The details of the Barren County case with which Bell was familiar and the similarities to Ellis’ murder have authorities believing the case has been solved.

News accounts of the case in Indiana reported that investigators believed Bell attempted to rape Ellis and hit her with a wrench when she resisted. After burying her body, he fled to Arkansas, but later surrendered to police and led them to where the body was buried.

The Bowling Green Police Department originally investigated the Daddysman case until her body was discovered in Barren County, at which point the sheriff’s office there took the lead.

Barney Jones was the Barren County sheriff at the time and Eaton was a deputy in the department.

Law enforcement in Barren County were baffled by the case as very few leads surfaced in the months following the identification of Daddysman’s remains.

The case was profiled in a 2001 episode of the TV show “Unsolved Mysteries,” but no new information resulted from the episode’s broadcast.

Stephanie Meredith, Daddysman’s stepsister, said the family feared the worst after not hearing from Daddysman in the days following her disappearance.

“I hate to say it, but I just had the feeling she was dead,” said Meredith, 32, who lives in Hart County. “If she was somewhere, she always let me or my mom know. When we found out she was missing, we just knew something was wrong.”

Daddysman has five children, and much of her immediate family lives in Massachusetts, Meredith said, though the two were close and Meredith thought of her as more than a stepsister.

Meredith said she sold her first car, a Chevrolet Citation, to Daddysman.

“Whenever we could, we were always together,” Meredith said. “When she wasn’t in Kentucky, one of her sons lived with me, my mom and stepdad.”

Next steps

Barren County Commonwealth’s Attorney Karen Davis said she has received verbal updates about Bell’s interview from Eaton during the week.

The conditions of Bell’s sentence in Indiana leave him ineligible for parole until 2037, and with the potential for another murder charge against him for the Arkansas killing, extraditing Bell to and prosecuting him in Barren County may be a complicated process.

Davis said investigators are still in the process of corroborating statements that Bell made with regard to other crimes he’s claimed to have committed.

“Whatever we’re asked to do by the sheriff’s office and by federal authorities, if they’re going to become involved, and however all the evidence bears out, we’ll have to see what’s the best step to take at that time,” Davis said. “We’ll want to transport (Bell), but obviously we want to do right by Mrs.

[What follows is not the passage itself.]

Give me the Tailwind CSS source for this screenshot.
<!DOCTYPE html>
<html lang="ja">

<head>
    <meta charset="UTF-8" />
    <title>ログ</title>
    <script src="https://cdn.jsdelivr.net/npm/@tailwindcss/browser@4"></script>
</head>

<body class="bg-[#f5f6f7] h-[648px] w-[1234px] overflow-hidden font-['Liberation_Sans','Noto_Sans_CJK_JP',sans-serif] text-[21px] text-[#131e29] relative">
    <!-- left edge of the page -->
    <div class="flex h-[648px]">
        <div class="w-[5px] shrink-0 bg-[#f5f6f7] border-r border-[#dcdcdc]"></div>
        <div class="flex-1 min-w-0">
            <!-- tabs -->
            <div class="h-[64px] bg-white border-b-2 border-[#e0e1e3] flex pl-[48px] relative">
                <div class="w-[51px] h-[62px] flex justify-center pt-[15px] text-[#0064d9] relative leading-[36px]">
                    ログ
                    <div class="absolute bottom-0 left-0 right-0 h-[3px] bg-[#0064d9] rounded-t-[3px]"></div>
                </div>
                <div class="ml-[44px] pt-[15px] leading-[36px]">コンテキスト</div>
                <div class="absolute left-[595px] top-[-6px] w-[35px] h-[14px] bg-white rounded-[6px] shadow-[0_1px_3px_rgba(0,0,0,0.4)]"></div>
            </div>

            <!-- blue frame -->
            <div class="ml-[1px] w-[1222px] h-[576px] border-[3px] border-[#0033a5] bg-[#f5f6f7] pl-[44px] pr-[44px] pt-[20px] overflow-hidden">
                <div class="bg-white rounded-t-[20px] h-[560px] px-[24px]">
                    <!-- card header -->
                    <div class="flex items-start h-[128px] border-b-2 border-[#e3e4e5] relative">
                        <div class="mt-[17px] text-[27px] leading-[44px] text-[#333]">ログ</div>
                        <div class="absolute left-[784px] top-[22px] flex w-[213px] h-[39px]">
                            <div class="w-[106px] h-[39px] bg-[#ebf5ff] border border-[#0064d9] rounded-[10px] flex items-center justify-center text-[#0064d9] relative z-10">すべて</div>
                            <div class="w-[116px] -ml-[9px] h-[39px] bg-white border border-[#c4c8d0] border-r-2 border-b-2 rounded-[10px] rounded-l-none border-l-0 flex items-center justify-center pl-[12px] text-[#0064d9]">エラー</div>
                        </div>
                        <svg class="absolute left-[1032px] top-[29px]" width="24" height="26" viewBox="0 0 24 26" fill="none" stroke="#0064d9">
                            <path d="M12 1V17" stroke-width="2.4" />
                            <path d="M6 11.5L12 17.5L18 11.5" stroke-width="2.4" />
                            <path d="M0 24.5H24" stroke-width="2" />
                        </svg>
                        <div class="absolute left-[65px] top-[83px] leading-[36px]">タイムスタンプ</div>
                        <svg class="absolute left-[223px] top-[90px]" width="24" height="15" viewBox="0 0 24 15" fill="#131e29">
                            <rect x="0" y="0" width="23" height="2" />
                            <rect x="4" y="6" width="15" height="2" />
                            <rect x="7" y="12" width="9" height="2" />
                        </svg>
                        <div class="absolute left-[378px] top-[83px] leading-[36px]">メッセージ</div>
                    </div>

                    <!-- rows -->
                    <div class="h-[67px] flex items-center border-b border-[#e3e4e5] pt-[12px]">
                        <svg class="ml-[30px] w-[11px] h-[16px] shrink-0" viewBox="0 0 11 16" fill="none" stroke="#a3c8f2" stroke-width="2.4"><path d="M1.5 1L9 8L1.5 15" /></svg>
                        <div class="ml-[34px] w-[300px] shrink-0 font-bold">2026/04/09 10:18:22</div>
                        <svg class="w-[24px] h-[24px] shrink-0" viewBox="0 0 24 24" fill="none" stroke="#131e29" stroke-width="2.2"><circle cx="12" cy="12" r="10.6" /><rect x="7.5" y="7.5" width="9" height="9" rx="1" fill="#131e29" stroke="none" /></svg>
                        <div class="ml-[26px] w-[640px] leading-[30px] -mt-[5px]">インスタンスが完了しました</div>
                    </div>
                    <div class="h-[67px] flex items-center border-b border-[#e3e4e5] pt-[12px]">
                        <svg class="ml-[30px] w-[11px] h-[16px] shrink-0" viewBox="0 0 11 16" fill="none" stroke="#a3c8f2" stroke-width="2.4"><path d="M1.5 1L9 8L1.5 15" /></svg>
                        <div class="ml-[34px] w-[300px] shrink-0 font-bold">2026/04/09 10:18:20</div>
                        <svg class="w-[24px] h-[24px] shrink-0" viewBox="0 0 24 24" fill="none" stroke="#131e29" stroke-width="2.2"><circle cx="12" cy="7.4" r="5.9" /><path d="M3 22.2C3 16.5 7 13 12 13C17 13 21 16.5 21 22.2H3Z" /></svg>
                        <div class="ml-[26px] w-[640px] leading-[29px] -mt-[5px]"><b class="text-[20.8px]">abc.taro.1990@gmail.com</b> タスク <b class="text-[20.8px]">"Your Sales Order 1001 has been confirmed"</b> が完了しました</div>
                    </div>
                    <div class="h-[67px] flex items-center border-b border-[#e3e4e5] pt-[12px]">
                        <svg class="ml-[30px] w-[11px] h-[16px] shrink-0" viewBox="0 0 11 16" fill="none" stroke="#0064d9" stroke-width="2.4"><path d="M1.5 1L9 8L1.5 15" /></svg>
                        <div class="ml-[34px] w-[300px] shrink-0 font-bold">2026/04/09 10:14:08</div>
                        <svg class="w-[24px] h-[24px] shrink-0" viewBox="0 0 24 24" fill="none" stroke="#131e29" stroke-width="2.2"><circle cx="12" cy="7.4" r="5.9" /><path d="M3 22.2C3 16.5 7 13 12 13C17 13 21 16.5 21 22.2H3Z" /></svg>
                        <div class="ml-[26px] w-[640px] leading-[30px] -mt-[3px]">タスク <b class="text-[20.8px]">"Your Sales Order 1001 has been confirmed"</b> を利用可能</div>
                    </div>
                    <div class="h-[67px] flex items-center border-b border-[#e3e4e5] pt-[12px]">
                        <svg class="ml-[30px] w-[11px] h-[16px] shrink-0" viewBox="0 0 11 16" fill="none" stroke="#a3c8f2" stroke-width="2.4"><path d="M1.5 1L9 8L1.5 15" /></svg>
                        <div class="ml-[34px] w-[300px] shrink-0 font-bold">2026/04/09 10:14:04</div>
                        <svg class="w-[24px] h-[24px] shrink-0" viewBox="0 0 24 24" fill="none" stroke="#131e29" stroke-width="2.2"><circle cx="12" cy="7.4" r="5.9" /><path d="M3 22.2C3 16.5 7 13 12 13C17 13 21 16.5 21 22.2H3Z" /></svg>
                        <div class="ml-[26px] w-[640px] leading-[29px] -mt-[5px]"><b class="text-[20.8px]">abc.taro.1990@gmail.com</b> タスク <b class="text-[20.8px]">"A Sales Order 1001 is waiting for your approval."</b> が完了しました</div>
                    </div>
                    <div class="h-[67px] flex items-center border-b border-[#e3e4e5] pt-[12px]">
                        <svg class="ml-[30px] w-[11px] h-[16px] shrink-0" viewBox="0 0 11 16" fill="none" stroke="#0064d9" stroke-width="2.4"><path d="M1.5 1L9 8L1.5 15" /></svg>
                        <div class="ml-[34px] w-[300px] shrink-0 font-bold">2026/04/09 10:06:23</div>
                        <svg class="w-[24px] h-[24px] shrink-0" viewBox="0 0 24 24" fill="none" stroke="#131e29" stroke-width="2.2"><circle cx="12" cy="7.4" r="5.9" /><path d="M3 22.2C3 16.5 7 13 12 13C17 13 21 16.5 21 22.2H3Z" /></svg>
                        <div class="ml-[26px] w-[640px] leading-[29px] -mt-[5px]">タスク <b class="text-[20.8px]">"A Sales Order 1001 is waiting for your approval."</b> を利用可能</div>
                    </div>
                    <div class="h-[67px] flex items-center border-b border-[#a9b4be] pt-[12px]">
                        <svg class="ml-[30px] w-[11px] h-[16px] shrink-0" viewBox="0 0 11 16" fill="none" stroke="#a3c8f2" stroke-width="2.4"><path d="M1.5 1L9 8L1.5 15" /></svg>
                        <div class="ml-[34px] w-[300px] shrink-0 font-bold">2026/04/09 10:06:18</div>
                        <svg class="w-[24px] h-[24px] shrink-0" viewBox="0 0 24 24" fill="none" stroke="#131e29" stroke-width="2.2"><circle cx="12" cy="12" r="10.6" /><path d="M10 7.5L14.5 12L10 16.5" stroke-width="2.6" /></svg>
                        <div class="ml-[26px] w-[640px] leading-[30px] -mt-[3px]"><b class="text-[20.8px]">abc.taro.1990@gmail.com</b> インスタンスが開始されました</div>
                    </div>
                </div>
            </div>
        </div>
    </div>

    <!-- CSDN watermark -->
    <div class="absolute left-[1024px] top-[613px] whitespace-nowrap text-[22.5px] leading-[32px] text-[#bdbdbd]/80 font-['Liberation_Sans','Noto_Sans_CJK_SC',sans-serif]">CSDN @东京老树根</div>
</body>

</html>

Daddysman and her family, so we’ll have to sit down and make sure we do this correctly.”

Eaton said he will soon be giving paperwork about the investigation to Davis’ office for review, but added that with multiple jurisdictions interested in Bell as a suspect, it is uncertain when the case against Bell may be heard in court.

Meredith has been in touch with the sheriff’s office through the years during the investigation, and said she hopes Bell feels “just a little bit of regret.”

“I want him to go in front of a judge and pay for what he did in front of a court, but knowing he did it gives us some closure,” Meredith said.